Even though I’m mature enough to recognize that these highly idealistic books are not to be taken too seriously, I struggled with feelings of inferiority as I read the books. I’ve no doubt that my daughter, who lacks experience & perspective, has felt a heavy weight on her shoulders as she considers how greatly & how often she fails to live a totally righteous life both in deed and in motive. And, yes – Jesus can use those feelings of inadequacy to point us to His perfection, His atonement. But, there is precious little of that message communicated in the books, since Elsie and all of her children are so nearly perfect that the need for repentance and dependence on God’s mercy are rarely needed.

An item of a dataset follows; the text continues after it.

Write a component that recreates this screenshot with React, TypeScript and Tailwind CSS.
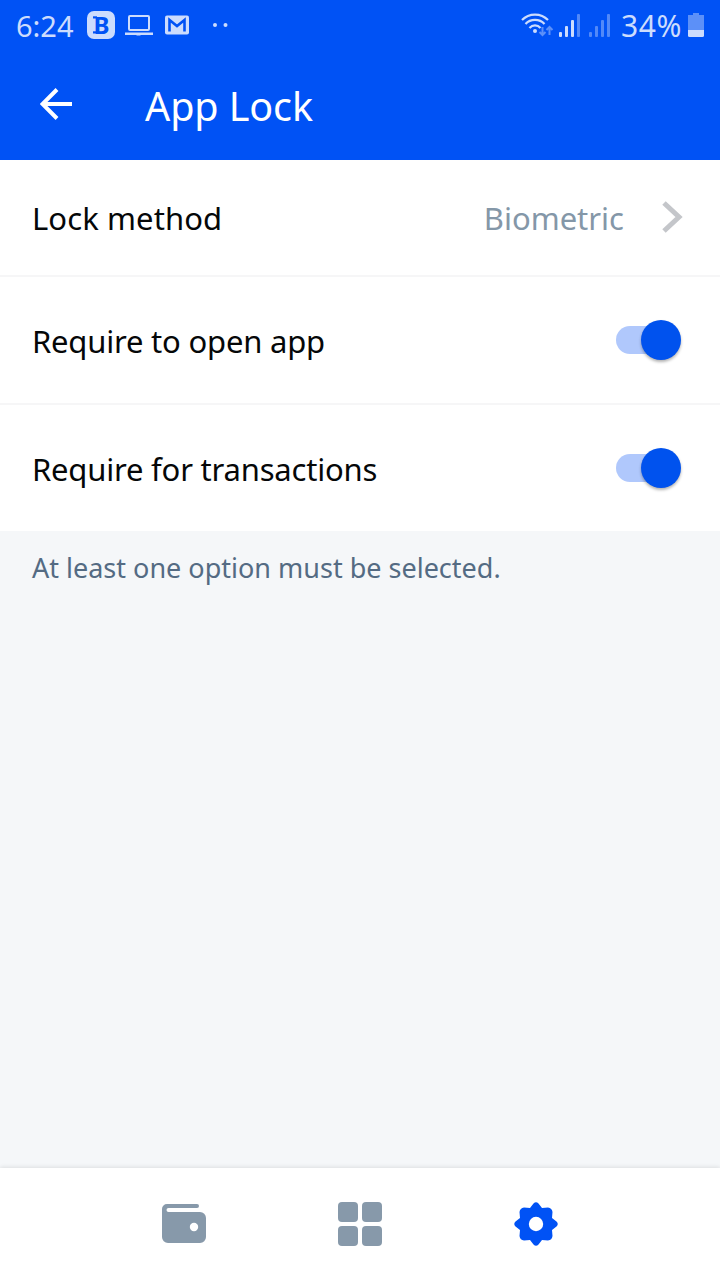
import React from 'react';

interface SettingToggleProps {
    label: string;
    border?: boolean;
}

const SignalBars: React.FC<{ level: number }> = ({ level }) => (
    <svg width="22" height="24" viewBox="0 0 22 24" fill="#ccdcfd">
        {[5, 11, 17, 23].map((height, index) => (
            <rect
                key={index}
                x={index * 6}
                y={24 - height}
                width="3"
                height={height}
                rx="1"
                opacity={index < level ? 1 : 0.4}
            />
        ))}
    </svg>
);

const StatusBar: React.FC = () => (
    <div className="flex h-[50px] items-center pl-4 pr-4 text-[#ccdcfd]">
        <span className="w-[71px] whitespace-nowrap text-[29px] leading-none">6:24</span>
        <svg className="overflow-visible" width="28" height="28" viewBox="0 0 28 28">
            <rect width="28" height="28" rx="7" fill="#ccdcfd" />
            <text x="6.500" y="22.500" fontSize="24" fontWeight="700" fontFamily="Noto Sans, sans-serif" fill="#0052f5">B</text>
            <rect x="6" y="5.300" width="4" height="2.200" fill="#0052f5" />
            <rect x="6" y="20.300" width="4" height="2.200" fill="#0052f5" />
        </svg>
        <svg className="ml-[10px]" width="28" height="22" viewBox="0 0 28 22">
            <rect x="4" y="2" width="20" height="14" rx="1" fill="none" stroke="#ccdcfd" strokeWidth="2" />
            <path d="M0 18.500h28V21H16l-1 .5h-3l-1-.5H0z" fill="#ccdcfd" />
        </svg>
        <svg className="ml-3" width="24" height="20" viewBox="0 0 24 20">
            <rect y="0.500" width="24" height="19" rx="2" fill="#ccdcfd" />
            <path d="M4.500 16.500V5l7.500 6 7.500-6v11.500" fill="none" stroke="#0052f5" strokeWidth="2.600" />
        </svg>
        <svg className="ml-6" width="15" height="4" viewBox="0 0 15 4" fill="#ccdcfd">
            <circle cx="2" cy="2" r="2" />
            <circle cx="12.500" cy="2" r="2" />
        </svg>
        <div className="ml-auto flex items-center">
            <svg width="34" height="26" viewBox="0 0 34 26" fill="none" stroke="#ccdcfd" strokeWidth="2.200">
                <path d="M1 8C8 .7 20 .7 27 8M4.500 12c5-5.500 14-5.500 19 0M8.500 16c3-3.500 8-3.500 11 0" />
                <circle cx="14" cy="19" r="2" fill="#ccdcfd" stroke="none" />
                <path d="M21.500 15v8M18.500 20l3 3 3-3M28.500 23v-8M25.500 18l3-3 3 3" opacity=".45" strokeWidth="2" />
            </svg>
            <div className="ml-[4px] flex gap-2">
                <SignalBars level={3} />
                <SignalBars level={0} />
            </div>
            <span className="ml-[10px] w-[67px] whitespace-nowrap pt-[2px] text-[30px] leading-none tracking-[0.6px]">34%</span>
            <svg width="16" height="24" viewBox="0 0 16 24" fill="#ccdcfd">
                <path d="M5 0h6v2h5v15H0V2h5z" opacity=".45" />
                <path d="M0 17h16v5.500a1.500 1.500 0 0 1-1.500 1.500h-13A1.500 1.500 0 0 1 0 22.500z" />
            </svg>
        </div>
    </div>
);

const SettingToggle: React.FC<SettingToggleProps> = ({ label, border }) => (
    <div className={`flex items-center justify-between pl-8 pr-[39px] ${border ? 'h-32 border-b-2 border-[#f6f6f7]' : 'h-[126px]'}`}>
        <span className="pt-[3px] text-[31px] leading-none tracking-[-0.2px]">{label}</span>
        <button className="flex h-7 w-[65px] items-center justify-end rounded-full bg-gradient-to-r from-[#b0c8fc] from-80% to-transparent to-80%">
            <span className="size-10 shrink-0 rounded-full bg-[#0052ee] shadow-[0_2px_3px_rgba(0,0,0,0.3)]"></span>
        </button>
    </div>
);

const App: React.FC = () => {
    return (
        <div className="flex h-[1280px] w-[720px] flex-col overflow-hidden bg-[#f5f7f9] font-['Noto_Sans',sans-serif] text-[#050708]">
            <header className="h-40 shrink-0 bg-[#0052f5]">
                <StatusBar />
                <div className="flex h-[110px] items-center pl-10 text-white">
                    <svg className="-mt-[2px]" width="33" height="32" viewBox="0 0 33 32" fill="none" stroke="currentColor" strokeWidth="4">
                        <path d="M17 1.500 2.500 16 17 30.500M3 16h29" />
                    </svg>
                    <h1 className="ml-[72px] pt-[3px] text-[39.5px] leading-none tracking-[-0.1px]">App Lock</h1>
                </div>
            </header>

            <main className="flex-1">
                <section className="bg-white">
                    <div className="flex h-[117px] items-center border-b-2 border-[#f6f6f7] pl-8 pr-[37px]">
                        <span className="pt-[2px] text-[31px] leading-none tracking-[0.1px]">Lock method</span>
                        <span className="ml-auto pt-[2px] text-[31px] leading-none text-[#8497a8]">Biometric</span>
                        <svg className="-mt-[2px] ml-[38px]" width="21" height="32" viewBox="0 0 21 32" fill="none" stroke="#c4c6ca" strokeWidth="5">
                            <path d="m2 2 15 14L2 30" />
                        </svg>
                    </div>
                    <SettingToggle label="Require to open app" border />
                    <SettingToggle label="Require for transactions" />
                </section>
                <p className="px-8 pt-[23px] text-[27px] leading-none text-[#546b83]">At least one option must be selected.</p>
            </main>

            <nav className="flex h-28 shrink-0 items-center justify-center gap-[132px] bg-white shadow-[0_-1px_4px_rgba(0,0,0,0.1)]">
                <svg width="44" height="44" viewBox="0 0 44 44" fill="#8799aa">
                    <path d="M5 2h30a2 2 0 0 1 0 4H6.500a2 2 0 0 0 0 4H38a6 6 0 0 1 6 6v19a6 6 0 0 1-6 6H6a6 6 0 0 1-6-6V7a5 5 0 0 1 5-5z" />
                    <circle cx="32" cy="25" r="4.200" fill="white" />
                </svg>
                <div className="grid grid-cols-2 gap-1">
                    <span className="size-5 rounded bg-[#8799aa]"></span>
                    <span className="size-5 rounded bg-[#8799aa]"></span>
                    <span className="size-5 rounded bg-[#8799aa]"></span>
                    <span className="size-5 rounded bg-[#8799aa]"></span>
                </div>
                <svg width="44" height="44" viewBox="0 0 44 44" fill="#0052f5">
                    <path d="M19.500 1.500Q22-1 24.500 1.500L28 6 34 5.500Q38 6 38.500 10L38 16 42.500 19.500Q45 22 42.500 24.500L38 28 38.500 34Q38 38 34 38.500L28 38 24.500 42.500Q22 45 19.500 42.500L16 38 10 38.500Q6 38 5.500 34L6 28 1.500 24.500Q-1 22 1.500 19.500L6 16 5.500 10Q6 6 10 5.500L16 6z" />
                    <circle cx="22" cy="22" r="7.200" fill="white" />
                </svg>
            </nav>
        </div>
    );
};

export default App;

After 8 volumes of these characters, I am all the more grateful that God chose to include real people in His Book – people who sinned (and ugly sins at that), who had to rely on the Lord’s sacrifice and accept His forgiveness. This is not to excuse my own sin (well, we’re only human, etc.) – but failure, shortcomings and sin *are* a part of all our lives and we must come to terms with that fact. Knowing that we can never return to the Garden of Eden, and we won’t be fit for Heaven while we remain in human flesh, we must cling all the more to Jesus. Elsie Dinsmore is so nearly perfect – and yet she feels the need for the Savior. It is not reasonable to expect that a person could possess the quality of character which is Elsie’s without experiencing a great deal of trials, folly, and/or persecution. It is no wonder that I have little patience for such fiction.
Please excuse the rant — and do feel free to say so if you just absolutely loved the Elsie books and don’t have a clue as to what I’m complaining about.
Just a couple of comments and then you all can have at this on the forum 😉
Why is it that QF moms who are having babies every other year are expected to maintain their figures too? This makes me think of Wendy Jeub on the “Born to Breed” episode ~ she’s had 15 children, and yet she talks about how she felt so ashamed that she’d gained all that extra weight. So on top of everything else she’s doing, Wendy goes on a diet, finds time to exercise ~ and writes a book (Love in the Kitchen) so that fellow Moms of Many can feel guilty about their out-of-shape bodies too.
Part of the reason that Elsie’s perfect children were so irritating to me is that my “lambs” squabbled constantly (still do, though it’s better now that they don’t have to be around one another 24/7). Elsie’s children always spoke kindly and never raised their voices with each other.
I was also aware that Elsie had many servants (slaves actually) to do much of the child-rearing and household duties for her. I’m pretty sure it was after reading the Elsie books that I began repeating my not-really-kidding refrain: I NEED STAFF!! LOL
Elsie’s father ~ and her husband (her father’s good friend) ~ two more perfect men for Angel to compare with her own father. Poor Warren ~ he was doomed too.
While it’s apparent that, on some level, I did recognize that the picture of perfect, godly family life portrayed in the Elsie books was unrealistic and a guilt-inducing set up for too-high-expectations and feelings of disappointment both for QF moms and their daughters, somehow I did not make the connection between Elsie and the “adult” version of these family vision books which I was reading.
I was already aware of the pressure which Angel was feeling to be the perfect daughter ~ and I made a point of having her read my review as my way of reassuring her that *I* did not expect that sort of perfection from her. And yet ~ when subsequent volumes of the Elsie series were published, I bought them for Angel. I’m ashamed to say that for her 20th birthday, I bought her the Botkins sisters’ “So Much More” ~ in the hopes that she would “catch the vision” of virtuous daughterhood. Ack!